There are all kinds of currents in art history that can be more or less be honed down to one or the other, celebration or critique. Many of the 19thC English novels were essentially celebrations of the English bourgeois order. Maybe that was the reason I got sick of reading English (and American) literature and turned to the French and Russians, then some of the modern Germans. Sicko old Europe as Rumsfeld mentioned. I watched exactly two programs of Dallas and always found something else when my kid as over here, even a stupid crime drama would do, like Miami Vice which was its own form of celebrating the Miami rich.

By the 1980s I yearned for the hours of a misspent youth watching The Honeymooners, one of these days Alice... We used to live in apartments in LA that looked like that set...except we had paintings on the wall, books, records... I didn't have tv on that side of the family until I was 12 and frankly it was already too late.

When the teen dance shows started up with Dick Clark, it was not long before a black version came on one of the off-beat local channels in LA and you could hear almost real music with Johnny Otis, Nat Cole, and the black musicians and singers. Crazy Little Richard...

How do you explain these American arts have the almost silent potential of left radicalism? I don't know how it works, but it certainly did work with me...and I couldn't dance, except that stiff knee stuff...I guess a case of white-knee and stiff shoulder. Just a couple of weeks ago it came up again at my son's tenth wedding anniversary. Our table demanded some Salsa, which the reluctant DJ put on and my buddy Dennis and his girlfriend who have been taking lessons, got up and showed off. Arturo, my daughter-in-law's brother came over to our table, and just said wow. Two gringos with nice steps... Not said, but there.
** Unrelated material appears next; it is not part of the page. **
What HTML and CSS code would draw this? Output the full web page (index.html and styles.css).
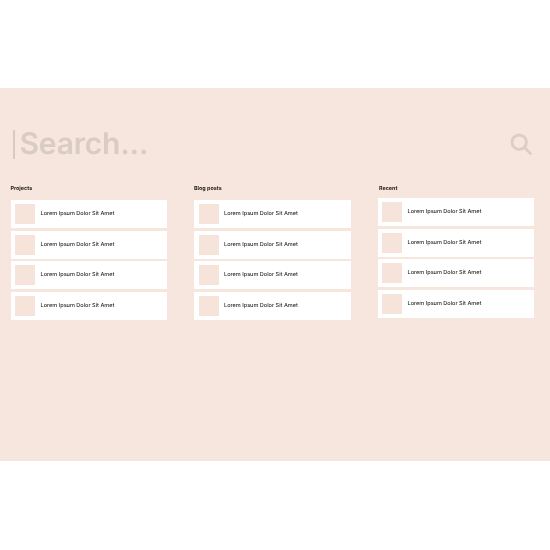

And then of course I love Fred Astair. Somehow his absolute grace denies the cruddy shit of the rich dressed the same way. It's a little like Ellington's ploy of putting on the classy, Harlem Nocture, or Black and Tan Fantasy. Here is a rare Ellington singing Harlem Nocture:

http://www.youtube.com/watch?v=5BSaRl-NqDs

I didn't first hear that. It was this, a temporary top ten as a teenager, my favorite in 1960. You just knew this was important. It got that darkness inside of America:

http://www.youtube.com/watch?feature=endscreen&NR=1&v=qfWbRWTfKFg

Well, here's is Dextor Gordon, one of my other favorites back in the day:

http://www.dailymotion.com/video/x1c7ha_dexter-gordon-night-in-tunisia_music

Where is the radical? It's the sensibility itself, given form, that pre-loads almost the entire civil rights movement in less than ten minutes. You understand the human condition of oppression and it doesn't go away, it continues to formulate answers, demands, objectives, goals.

Sorry Joe C. I wanted to give the other side.